C’est au tour de la procureure de souligner le désespoir de toutes les parties dans ce dossier. Elle pointe une situation « potentiellement explosive », car si M. a exprimé ses regrets, a compris le risque, rien ne garantit que la situation ne pourrait pas à nouveau dégénérer : « A-t-il suffisamment de maîtrise pour ne pas passer à l’acte à nouveau ? », s’interroge-t-elle. Elle demande la mise en place de soins adaptés et un sursis probatoire. C’est l’interdiction de domicile et de contact qui semble plus difficile à trancher pour le ministère public. « On pourrait choisir la facilité en optant pour une interdiction de contact, mais c’est une situation complexe. Maintenir l’éloignement n’est pas une bonne solution », estime-t-elle, notamment au regard de la question des ressources financières de M. Elle requiert une peine de huit mois assortis d’un sursis probatoire de deux ans et l’obligation du suivi des soins.

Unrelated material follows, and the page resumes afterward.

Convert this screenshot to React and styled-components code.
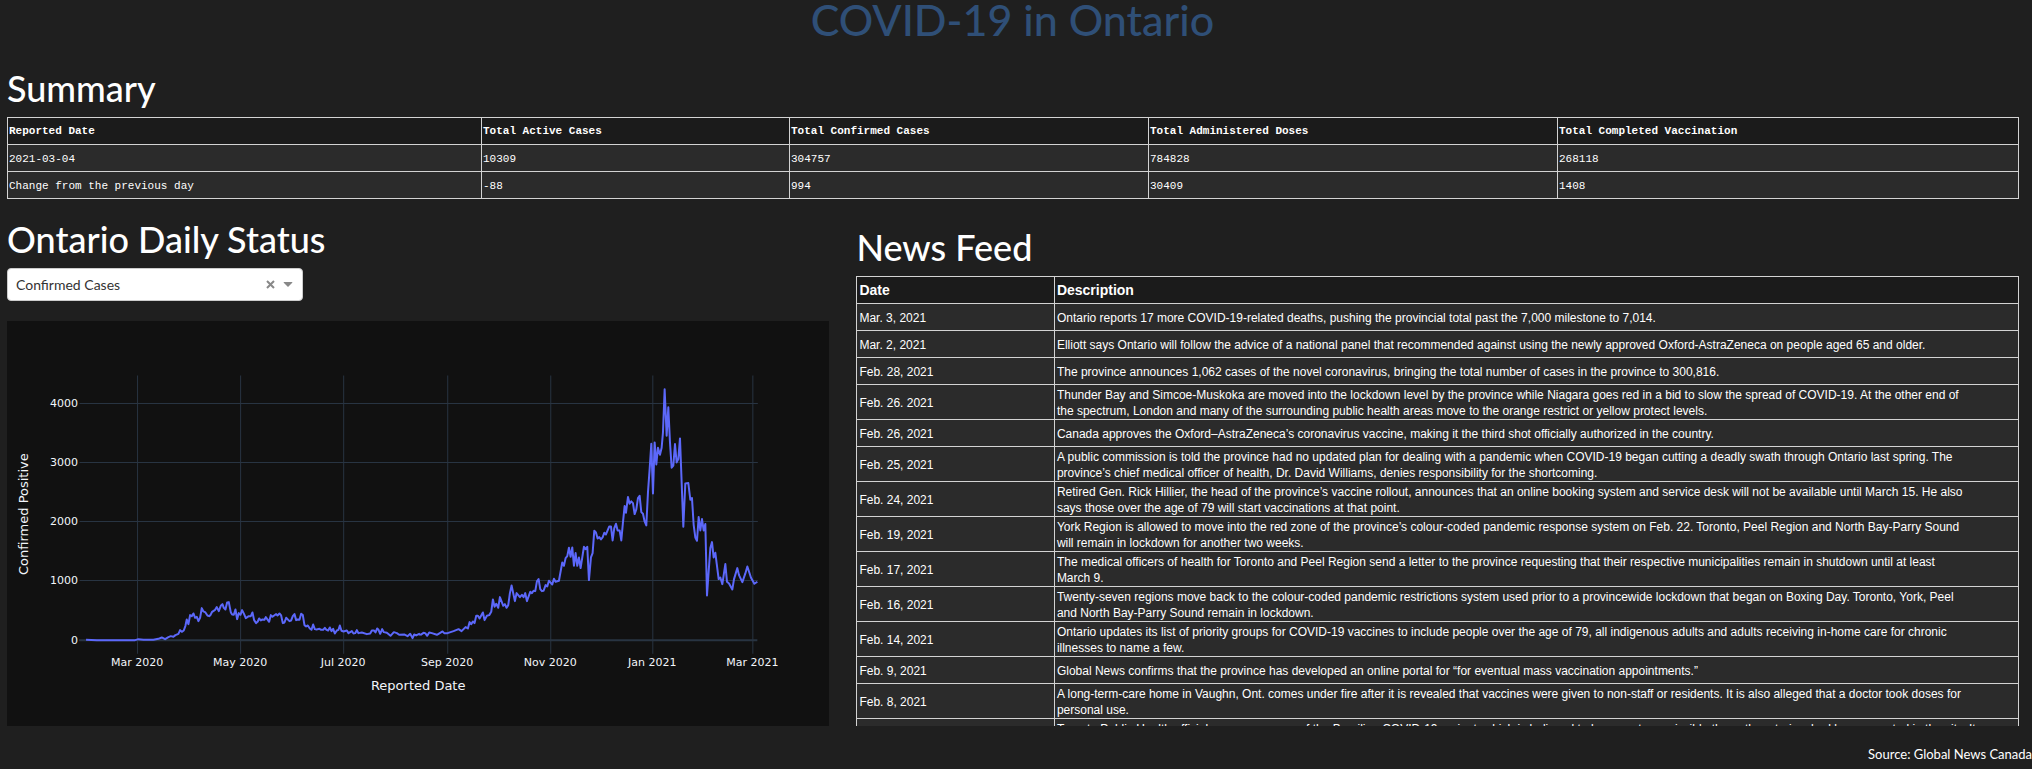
import React, { useState } from "react";
import styled, { createGlobalStyle } from "styled-components";

const GlobalStyle = createGlobalStyle`
  * { box-sizing: border-box; }
  body {
    margin: 0;
    background: #1f1f1f;
    color: #fff;
    font-family: Lato, "Liberation Sans", sans-serif;
    font-size: 14px;
    line-height: 20px;
  }
`;

const Page = styled.div`
  padding-left: 7px;
`;

const Title = styled.h1`
  margin: 0 14px 0 0;
  padding-bottom: 26px;
  color: #2f4f77;
  font-size: 43px;
  font-weight: 500;
  line-height: 40px;
  text-align: center;
`;

const Content = styled.main`
  padding-right: 13px;
`;

const Heading = styled.h2`
  margin: 0;
  padding-bottom: 7px;
  font-size: 36px;
  font-weight: 500;
  line-height: 44px;
`;

const Columns = styled.div`
  display: grid;
  grid-template-columns: 822fr 1162fr;
  gap: 27px;
  padding-top: 18px;
`;

const StatusPanel = styled.section`
  min-width: 0;
`;

const NewsPanel = styled.section`
  min-width: 0;
  padding-top: 8px;
`;

const Table = styled.table`
  width: 100%;
  table-layout: fixed;
  border-collapse: collapse;
  color: #fff;
  text-align: left;
`;

const Col = styled.col`
  width: ${(p) => p.$width};
`;

const HeadCell = styled.th`
  height: 27px;
  padding: 0 2px;
  border: 1px solid #d3d3d3;
  background: #1b1b1b;
`;

const Cell = styled.td`
  height: 27px;
  padding: 2px 2px 0;
  border: 1px solid #d3d3d3;
  background: #2b2b2b;
`;

const SummaryTable = styled(Table)`
  font-family: "Courier New", "Liberation Mono", monospace;
  font-size: 11px;
  line-height: 16px;

  th { padding: 0 1px; }
  td { padding: 1px 1px 0; }
`;

const NewsTable = styled(Table)`
  font-family: "Liberation Sans", Arial, sans-serif;
  font-size: 12px;
  line-height: 16px;

  th { font-size: 14px; }
  td { white-space: pre-line; }
`;

const NewsWindow = styled.div`
  height: 450px;
  overflow: hidden;
`;

const Picker = styled.div`
  position: relative;
  width: 296px;
`;

const Select = styled.select`
  display: block;
  width: 100%;
  height: 33px;
  padding: 0 56px 0 8px;
  appearance: none;
  border: 1px solid #ccc;
  border-radius: 4px;
  background: #fff;
  color: #333;
  font: inherit;
`;

const PickerIcons = styled.div`
  position: absolute;
  top: 0;
  right: 10px;
  bottom: 0;
  display: flex;
  align-items: center;
  gap: 8px;
  pointer-events: none;
`;

const ClearButton = styled.button`
  display: flex;
  padding: 0;
  border: 0;
  background: none;
  pointer-events: auto;
`;

const ChartPanel = styled.div`
  margin-top: 20px;
  background: #111;
`;

const ChartSvg = styled.svg`
  display: block;
  width: 100%;
  height: auto;
  font-family: Verdana, "DejaVu Sans", sans-serif;
  fill: #f2f5fa;
`;

const Footer = styled.footer`
  padding-top: 18px;
  font-size: 13px;
  text-align: right;
`;

const summaryColumns = [
  ["Reported Date", "474"],
  ["Total Active Cases", "308"],
  ["Total Confirmed Cases", "359"],
  ["Total Administered Doses", "409"],
  ["Total Completed Vaccination", "461"],
];

const summaryRows = [
  ["2021-03-04", "10309", "304757", "784828", "268118"],
  ["Change from the previous day", "-88", "994", "30409", "1408"],
];

const news = [
  ["Mar. 3, 2021", "Ontario reports 17 more COVID-19-related deaths, pushing the provincial total past the 7,000 milestone to 7,014."],
  ["Mar. 2, 2021", "Elliott says Ontario will follow the advice of a national panel that recommended against using the newly approved Oxford-AstraZeneca on people aged 65 and older."],
  ["Feb. 28, 2021", "The province announces 1,062 cases of the novel coronavirus, bringing the total number of cases in the province to 300,816."],
  ["Feb. 26. 2021", "Thunder Bay and Simcoe-Muskoka are moved into the lockdown level by the province while Niagara goes red in a bid to slow the spread of COVID-19. At the other end of\nthe spectrum, London and many of the surrounding public health areas move to the orange restrict or yellow protect levels."],
  ["Feb. 26, 2021", "Canada approves the Oxford–AstraZeneca’s coronavirus vaccine, making it the third shot officially authorized in the country."],
  ["Feb. 25, 2021", "A public commission is told the province had no updated plan for dealing with a pandemic when COVID-19 began cutting a deadly swath through Ontario last spring. The\nprovince’s chief medical officer of health, Dr. David Williams, denies responsibility for the shortcoming."],
  ["Feb. 24, 2021", "Retired Gen. Rick Hillier, the head of the province’s vaccine rollout, announces that an online booking system and service desk will not be available until March 15. He also\nsays those over the age of 79 will start vaccinations at that point."],
  ["Feb. 19, 2021", "York Region is allowed to move into the red zone of the province’s colour-coded pandemic response system on Feb. 22. Toronto, Peel Region and North Bay-Parry Sound\nwill remain in lockdown for another two weeks."],
  ["Feb. 17, 2021", "The medical officers of health for Toronto and Peel Region send a letter to the province requesting that their respective municipalities remain in shutdown until at least\nMarch 9."],
  ["Feb. 16, 2021", "Twenty-seven regions move back to the colour-coded pandemic restrictions system used prior to a provincewide lockdown that began on Boxing Day. Toronto, York, Peel\nand North Bay-Parry Sound remain in lockdown."],
  ["Feb. 14, 2021", "Ontario updates its list of priority groups for COVID-19 vaccines to include people over the age of 79, all indigenous adults and adults receiving in-home care for chronic\nillnesses to name a few."],
  ["Feb. 9, 2021", "Global News confirms that the province has developed an online portal for “for eventual mass vaccination appointments.”"],
  ["Feb. 8, 2021", "A long-term-care home in Vaughn, Ont. comes under fire after it is revealed that vaccines were given to non-staff or residents. It is also alleged that a doctor took doses for\npersonal use."],
  ["Feb. 7, 2021", "Toronto Public Health officials are now aware of the Brazilian COVID-19 variant, which is believed to be more transmissible than other strains, had been reported in the city. It\nwas found in a resident."],
];

const xTicks = [
  ["Mar 2020", 130],
  ["May 2020", 233],
  ["Jul 2020", 336],
  ["Sep 2020", 440],
  ["Nov 2020", 543],
  ["Jan 2021", 645],
  ["Mar 2021", 745],
];

const yTicks = [
  ["4000", 82],
  ["3000", 141],
  ["2000", 200],
  ["1000", 259],
];

const trend2020 =
  "258,962 290,963 350,963 405,963 415,960 430,962 460,962 475,959 485,955 495,960 505,954 512,951 520,953 526,948 535,944 540,933 545,938 551,934 556,920 560,901 565,915 570,888 575,891 580,883 585,896 590,893 595,906 600,896 605,867 610,877 616,880 622,889 627,891 631,888 636,878 645,872 650,864 656,876 662,860 667,855 671,866 676,871 681,850 686,849 692,879 696,886 701,887 706,871 711,900 716,882 721,887 726,873 732,885 737,897 746,891 752,891 757,880 762,903 768,912 773,907 777,898 782,904 787,901 793,902 797,894 807,908 812,888 817,893 822,889 828,885 832,889 838,883 843,889 848,912 853,910 858,896 868,906 873,904 878,891 883,885 888,903 893,901 898,902 903,884 908,888 913,918 918,922 923,919 929,928 934,932 939,916 944,930 949,931 958,929 963,932 969,932 974,926 979,932 984,934 989,925 994,936 999,929 1004,943 1010,934 1015,932 1019,919 1024,935 1030,937 1040,934 1045,942 1055,936 1060,943 1065,942 1070,933 1075,942 1085,940 1100,945 1110,943 1115,934 1121,934 1126,940 1131,928 1135,932 1140,944 1146,930 1151,939 1160,941 1171,950 1181,939 1190,942 1197,947 1212,946 1222,951 1230,944 1237,957 1242,946 1248,949 1257,944 1260,948";

const trendWinter =
  "0,948 10,941 15,942 21,950 27,940 35,942 50,947 60,941 67,937 72,942 82,942 100,936 115,930 124,936 136,924 143,928 148,909 153,915 158,907 163,912 168,890 173,890 178,898 188,880 193,903 200,890 207,888 213,878 218,841 223,863 228,854 234,866 239,834 249,860 254,855 259,866 264,858 269,822 274,799 284,846 289,822 299,834 305,827 310,834 315,822 320,846 330,818 335,822 340,815 345,816 350,787 355,780 360,810 365,816 370,815 376,798 381,802 386,785 396,796 401,779 406,788 416,785 426,730 431,740 436,717 441,711 446,686 451,713 456,685 461,740 466,702 471,740 476,715 481,747 491,683 496,690 501,683 506,783 512,715 517,702 522,635 527,640 532,658 537,654 542,661 547,655 552,641 557,646 567,622 572,622 577,664 582,627 587,614 592,634 598,634 603,664 608,610 613,561 617,581 623,534 628,554 633,547 638,552 643,585 648,571 653,537 658,530 663,579 668,584 673,607 678,619 683,520 688,450 693,374 698,523 703,370 708,436 713,386 719,407 724,386 728,340 733,211 739,350 744,265 749,370 754,446 759,440 764,375 769,430 774,420 779,358 784,490 789,623 795,493 804,492 810,542 815,537 820,617 825,655 830,665 835,594 840,634 845,600 850,634 855,615 860,829 865,757 870,687 875,669 880,715 885,701 895,780 900,775 906,795 915,735 920,788 926,793 936,811 941,780 951,747 956,768 966,789 975,763 981,742 992,776 1002,794 1011,788";

function StatusChart() {
  return (
    <ChartSvg viewBox="0 0 822 405" role="img" aria-label="Confirmed positive cases by reported date">
      <g stroke="#283442" strokeWidth="1" transform="translate(.5 .5)">
        {xTicks.map(([label, x]) => (
          <line key={label} x1={x} x2={x} y1="54" y2="332" />
        ))}
        {yTicks.map(([label, y]) => (
          <line key={label} x1="72" x2="750" y1={y} y2={y} />
        ))}
      </g>
      <line x1="72" x2="750" y1="319" y2="319" stroke="#283442" strokeWidth="2" />
      <g transform="scale(.33333) translate(-21 -6)" fill="none" stroke="#5c68fa" strokeWidth="6" strokeLinejoin="round">
        <polyline points={trend2020} />
        <polyline points={trendWinter} transform="translate(1260 0)" />
      </g>
      <g fontSize="11" textAnchor="middle">
        {xTicks.map(([label, x]) => (
          <text key={label} x={x} y="345">{label}</text>
        ))}
      </g>
      <g fontSize="11" textAnchor="end">
        {yTicks.map(([label, y]) => (
          <text key={label} x="71" y={y + 4}>{label}</text>
        ))}
        <text x="71" y="323">0</text>
      </g>
      <g fontSize="13" textAnchor="middle">
        <text x="411" y="369">Reported Date</text>
        <text transform="translate(21 193) rotate(-90)">Confirmed Positive</text>
      </g>
    </ChartSvg>
  );
}

export default function App() {
  const [metric, setMetric] = useState("Confirmed Cases");
  return (
    <>
      <GlobalStyle />
      <Page>
        <Title>COVID-19 in Ontario</Title>
        <Content>
          <section>
            <Heading>Summary</Heading>
            <SummaryTable>
              <colgroup>
                {summaryColumns.map(([name, share]) => (
                  <Col key={name} $width={`calc(100% * ${share} / 2011)`} />
                ))}
              </colgroup>
              <thead>
                <tr>
                  {summaryColumns.map(([name]) => (
                    <HeadCell key={name} scope="col">{name}</HeadCell>
                  ))}
                </tr>
              </thead>
              <tbody>
                {summaryRows.map((row) => (
                  <tr key={row[0]}>
                    {row.map((value) => (
                      <Cell key={value}>{value}</Cell>
                    ))}
                  </tr>
                ))}
              </tbody>
            </SummaryTable>
          </section>
          <Columns>
            <StatusPanel>
              <Heading>Ontario Daily Status</Heading>
              <Picker>
                <Select aria-label="Daily status metric" value={metric} onChange={(e) => setMetric(e.target.value)}>
                  <option>Confirmed Cases</option>
                </Select>
                <PickerIcons>
                  <ClearButton type="button" aria-label="Clear value">
                    <svg width="9" height="9" viewBox="0 0 9 9" stroke="#888" strokeWidth="2">
                      <path d="M1 1 8 8M8 1 1 8" />
                    </svg>
                  </ClearButton>
                  <svg width="10" height="5" viewBox="0 0 10 5" fill="#888">
                    <path d="M1 0H9Q10 0 9 1L5 5 1 1Q0 0 1 0Z" />
                  </svg>
                </PickerIcons>
              </Picker>
              <ChartPanel>
                <StatusChart />
              </ChartPanel>
            </StatusPanel>
            <NewsPanel>
              <Heading>News Feed</Heading>
              <NewsWindow>
                <NewsTable>
                  <colgroup>
                    <Col $width="17%" />
                    <Col $width="83%" />
                  </colgroup>
                  <thead>
                    <tr>
                      <HeadCell scope="col">Date</HeadCell>
                      <HeadCell scope="col">Description</HeadCell>
                    </tr>
                  </thead>
                  <tbody>
                    {news.map(([date, text]) => (
                      <tr key={date}>
                        <Cell>{date}</Cell>
                        <Cell>{text}</Cell>
                      </tr>
                    ))}
                  </tbody>
                </NewsTable>
              </NewsWindow>
            </NewsPanel>
          </Columns>
        </Content>
        <Footer>Source: Global News Canada</Footer>
      </Page>
    </>
  );
}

« Il est la première victime car il ne sait pas de quoi il souffre »

S’il rejoint les constatations de la partie civile sur les souffrances qui transparaissent dans ce dossier, l’avocat de M., qui a demandé à être désigné commis d’office, s’attache à mettre en lumière certains détails qui n’ont pas encore été évoqués pendant l’audience : les multiples internements psychiatriques, mais aussi les tentatives de suicides du jeune homme, ses actes de scarifications. Les problèmes qu’ont ses parents à gérer la situation ont bien été évoqués mais il tient à insister sur un point : M. est la première victime de ses propres agissements. Pour preuve, il tient à revenir sur les quelques heures avant les faits du 22 juin, où M. a passé du temps à Juvisy avec l’intention de se suicider. Il cite plusieurs extraits de l’audition de M., « La vie, c’est trop dur », « Je ne me sens pas bien quand je rentre à la maison » et insiste sur l’absence de diagnostic : « Être borderline relève des troubles de la personnalité. On ne sait pas où classer les personnes qui en sont atteintes. Je vais le redire, il est la première victime car il ne sait pas de quoi il souffre ! » L’avocat conteste ensuite le fait que la mère ait réellement été pointée par M. avec son couteau en s’appuyant sur l’audition de son autre fils, qui n’a pas vu ce moment. Il tempère également la réitération des menaces de mort et demande la relaxe sur ces deux points. Il déplore un climat familial défavorable à M. et un désintéressement à son égard. « Des années que ça dure, la famille se réunit, ne peut pas laisser passer et raconte un peu tout et n’importe quoi. La famille aurait dû se bouger. » Appelé à la barre avant la suspension de séance, M., toujours aussi abasourdi, murmure qu’il n’a rien à ajouter.

Au délibéré, la juge déclare M. coupable et prononce quatre mois d’emprisonnement intégralement assortis d’un sursis probatoire de deux ans avec une obligation de soins et de travail, et sans interdiction de contact ou de domicile avec sa famille. Il devra verser un euro symbolique aux parties civiles.